EXERCISE AIM: Note each line of the listing that contains the string "index", and copy it.

● ● ● ● ● ● ●

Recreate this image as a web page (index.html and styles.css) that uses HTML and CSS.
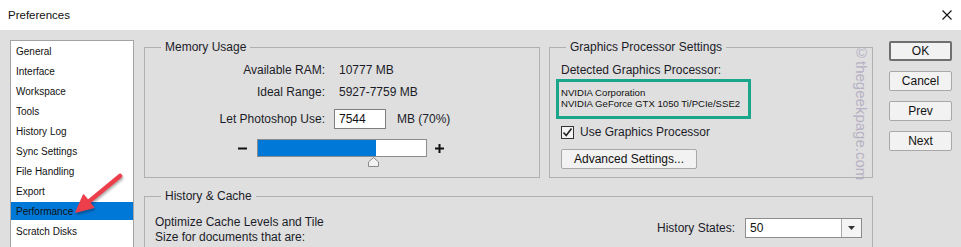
FILE: index.html
```html
<!DOCTYPE html>
<html lang="en">
<head>
    <meta charset="UTF-8">
    <title>Preferences</title>
    <link rel="stylesheet" href="styles.css">
</head>
<body>

    <!-- Window title -->
    <div class="titlebar">
        <span class="title">Preferences</span>
        <svg class="close" width="10" height="10" viewBox="0 0 10 10">
            <path d="M0.5 0.5 L9.5 9.5 M9.5 0.5 L0.5 9.5" stroke="#111" stroke-width="1.1" fill="none"/>
        </svg>
    </div>

    <div class="dialog">
        <!-- Category list -->
        <ul class="nav">
            <li>General</li>
            <li>Interface</li>
            <li>Workspace</li>
            <li>Tools</li>
            <li>History Log</li>
            <li>Sync Settings</li>
            <li>File Handling</li>
            <li>Export</li>
            <li class="active">Performance</li>
            <li>Scratch Disks</li>
        </ul>

        <div class="panels">
            <div class="top-row">
                <!-- Memory Usage -->
                <fieldset class="group memory">
                    <legend>Memory Usage</legend>
                    <div class="mem-grid">
                        <span class="label">Available RAM:</span>
                        <span class="value">10777 MB</span>
                        <span class="label">Ideal Range:</span>
                        <span class="value">5927-7759 MB</span>
                        <span class="label">Let Photoshop Use:</span>
                        <span class="use">
                            <input class="num" type="text" value="7544">
                            <span>MB (70%)</span>
                        </span>
                    </div>
                    <div class="slider">
                        <svg width="9" height="9" viewBox="0 0 9 9"><rect x="0" y="3.5" width="9" height="2" fill="#111"/></svg>
                        <div class="track">
                            <div class="fill" style="width: 70%"></div>
                            <svg class="thumb" width="11" height="10" viewBox="0 0 11 10">
                                <path d="M5.5 0.5 L10.5 5 L10.5 9.5 L0.5 9.5 L0.5 5 Z" fill="#f2f2f2" stroke="#8a8a8a"/>
                            </svg>
                        </div>
                        <svg width="9" height="9" viewBox="0 0 9 9"><rect x="0" y="3.5" width="9" height="2" fill="#111"/><rect x="3.5" y="0" width="2" height="9" fill="#111"/></svg>
                    </div>
                </fieldset>

                <!-- Graphics Processor -->
                <fieldset class="group gpu">
                    <legend>Graphics Processor Settings</legend>
                    <p class="detected">Detected Graphics Processor:</p>
                    <div class="gpu-name">
                        NVIDIA Corporation<br>
                        NVIDIA GeForce GTX 1050 Ti/PCIe/SSE2
                    </div>
                    <label class="check">
                        <span class="box">
                            <svg width="11" height="11" viewBox="0 0 11 11">
                                <path d="M1.5 5.5 L4.2 8.5 L9.5 1.5" stroke="#222" stroke-width="1.6" fill="none"/>
                            </svg>
                        </span>
                        Use Graphics Processor
                    </label>
                    <button class="btn wide">Advanced Settings...</button>
                </fieldset>
            </div>

            <!-- History & Cache -->
            <fieldset class="group history">
                <legend>History &amp; Cache</legend>
                <div class="history-row">
                    <p class="optimize">Optimize Cache Levels and Tile<br>Size for documents that are:</p>
                    <div class="states">
                        <span>History States:</span>
                        <div class="select">
                            <span class="select-value">50</span>
                            <span class="select-arrow">
                                <svg width="7" height="4" viewBox="0 0 7 4"><path d="M0 0 H7 L3.5 4 Z" fill="#333"/></svg>
                            </span>
                        </div>
                    </div>
                </div>
            </fieldset>
        </div>

        <!-- Dialog buttons -->
        <div class="buttons">
            <button class="btn default">OK</button>
            <button class="btn">Cancel</button>
            <button class="btn">Prev</button>
            <button class="btn">Next</button>
        </div>

        <!-- Annotation arrow pointing at Performance -->
        <svg class="arrow" width="60" height="48" viewBox="0 0 60 48">
            <g fill="#ec3f4b" stroke="#ec3f4b">
                <line x1="50" y1="6" x2="19" y2="31.5" stroke-width="4.5" stroke-linecap="round"/>
                <polygon points="6,42 23.5,37.5 13.5,25" stroke-width="1.5" stroke-linejoin="round"/>
            </g>
        </svg>

        <!-- Watermark -->
        <span class="watermark">©thegeekpage.com</span>
    </div>

</body>
</html>
```

FILE: styles.css
```css
body {
    margin: 0;
    width: 961px;
    height: 247px;
    overflow: hidden;
    font-family: "Liberation Sans", Arial, sans-serif;
    font-size: 12px;
    color: #1c1c28;
    background-color: #dfdfdf;
}
.titlebar {
    height: 30px;
    background-color: white;
    display: flex;
    align-items: center;
    justify-content: space-between;
    padding: 0 8px;
}
.titlebar .title {
    font-size: 11.5px;
    color: #111;
}
.titlebar .close {
    margin-right: 1px;
}
.dialog {
    position: relative;
    display: flex;
    align-items: flex-start;
    padding: 10px 0 0 10px;
}
/* Category list */
.nav {
    list-style-type: none;
    margin: 0;
    padding: 1px 0 0 0;
    width: 124px;
    height: 220px;
    box-sizing: border-box;
    background-color: white;
    border: 1px solid #a3a3a3;
    font-size: 10px;
    color: #111;
}
.nav li {
    height: 18px;
    line-height: 19px;
    margin-bottom: 2px;
    padding-left: 5px;
}
.nav li.active {
    background-color: #0078d7;
}
/* Group boxes */
.panels {
    margin-left: 10px;
    width: 729px;
}
.top-row {
    display: flex;
    gap: 9px;
}
.group {
    margin: 0;
    padding: 0;
    border: 1px solid #b0b0b0;
    box-sizing: border-box;
    min-width: 0;
}
.group legend {
    margin-left: 16px;
    padding: 0 4px;
    line-height: 14px;
    font-size: 12px;
}
.memory {
    width: 396px;
    height: 138px;
}
.gpu {
    width: 324px;
    height: 138px;
    padding-left: 11px;
}
.gpu legend {
    margin-left: 5px;
}
.history {
    margin-top: 11px;
    height: 90px;
}
/* Memory usage */
.mem-grid {
    display: grid;
    grid-template-columns: 180px auto;
    grid-template-rows: 14px 14px 24px;
    column-gap: 9px;
    row-gap: 8px;
    align-items: center;
    margin-top: 9px;
}
.mem-grid .label {
    text-align: right;
}
.mem-grid .value {
    padding-left: 5px;
}
.use {
    display: flex;
    align-items: center;
    gap: 11px;
}
.num {
    width: 52px;
    height: 20px;
    box-sizing: border-box;
    border: 1px solid #7d7d7d;
    padding: 0 4px;
    font-family: inherit;
    font-size: 12px;
    color: #111;
    background-color: white;
    outline: none;
}
.slider {
    display: flex;
    align-items: center;
    gap: 10px;
    margin: 8px 0 0 93px;
}
.slider svg:last-child {
    margin-left: -2px;
}
.track {
    position: relative;
    width: 170px;
    height: 18px;
    box-sizing: border-box;
    border: 1px solid #8c8c8c;
    background-color: white;
}
.fill {
    height: 100%;
    background-color: #0078d7;
}
.thumb {
    position: absolute;
    left: calc(70% - 6px);
    top: 17px;
}
/* Graphics processor */
.detected {
    margin: 9px 0 0 0;
    line-height: 14px;
}
.gpu-name {
    width: 195px;
    box-sizing: border-box;
    margin: 2px 0 0 -5px;
    padding: 5px 0 7px 2px;
    border: 3px solid #1aa68a;
    font-size: 9.6px;
    line-height: 11px;
    color: #111;
}
.check {
    display: flex;
    align-items: center;
    gap: 6px;
    margin-top: 6px;
    height: 14px;
}
.check .box {
    width: 13px;
    height: 13px;
    box-sizing: border-box;
    border: 1px solid #333;
    background-color: #f4f4f4;
    display: flex;
    align-items: center;
    justify-content: center;
}
.btn {
    width: 63px;
    height: 20px;
    padding: 0;
    border: 1px solid #a8a8a8;
    border-radius: 2px;
    background-color: #f2f2f2;
    font-family: inherit;
    font-size: 12px;
    color: #111;
}
.btn.wide {
    width: 136px;
    margin-top: 10px;
}
.btn.default {
    border: 2px solid #6f6f6f;
}
/* History & cache */
.history-row {
    display: flex;
    justify-content: space-between;
    align-items: flex-start;
    padding: 12px 10px 0 10px;
}
.optimize {
    margin: 0;
    line-height: 15px;
}
.states {
    display: flex;
    align-items: center;
    gap: 10px;
    margin-top: 3px;
}
.select {
    display: flex;
    width: 117px;
    height: 20px;
    box-sizing: border-box;
    border: 1px solid #8c8c8c;
    background-color: white;
}
.select-value {
    flex: 1;
    line-height: 18px;
    padding-left: 4px;
    color: #111;
}
.select-arrow {
    width: 19px;
    border-left: 1px solid #a8a8a8;
    background-color: #f4f4f4;
    display: flex;
    align-items: center;
    justify-content: center;
}
/* Right buttons */
.buttons {
    display: flex;
    flex-direction: column;
    gap: 10px;
    margin: 1px 0 0 16px;
}
/* Overlays */
.arrow {
    position: absolute;
    left: 70px;
    top: 140px;
    filter: drop-shadow(1px 2px 1px rgba(0, 0, 0, 0.3));
}
.watermark {
    position: absolute;
    left: 852px;
    top: 14px;
    writing-mode: vertical-rl;
    font-size: 15px;
    line-height: 18px;
    color: #b6b1c4;
}
```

● ● ● ● ● ● ●

SOLUTION:
Recreate this image as a web page (index.html and styles.css) that uses HTML and CSS.
FILE: index.html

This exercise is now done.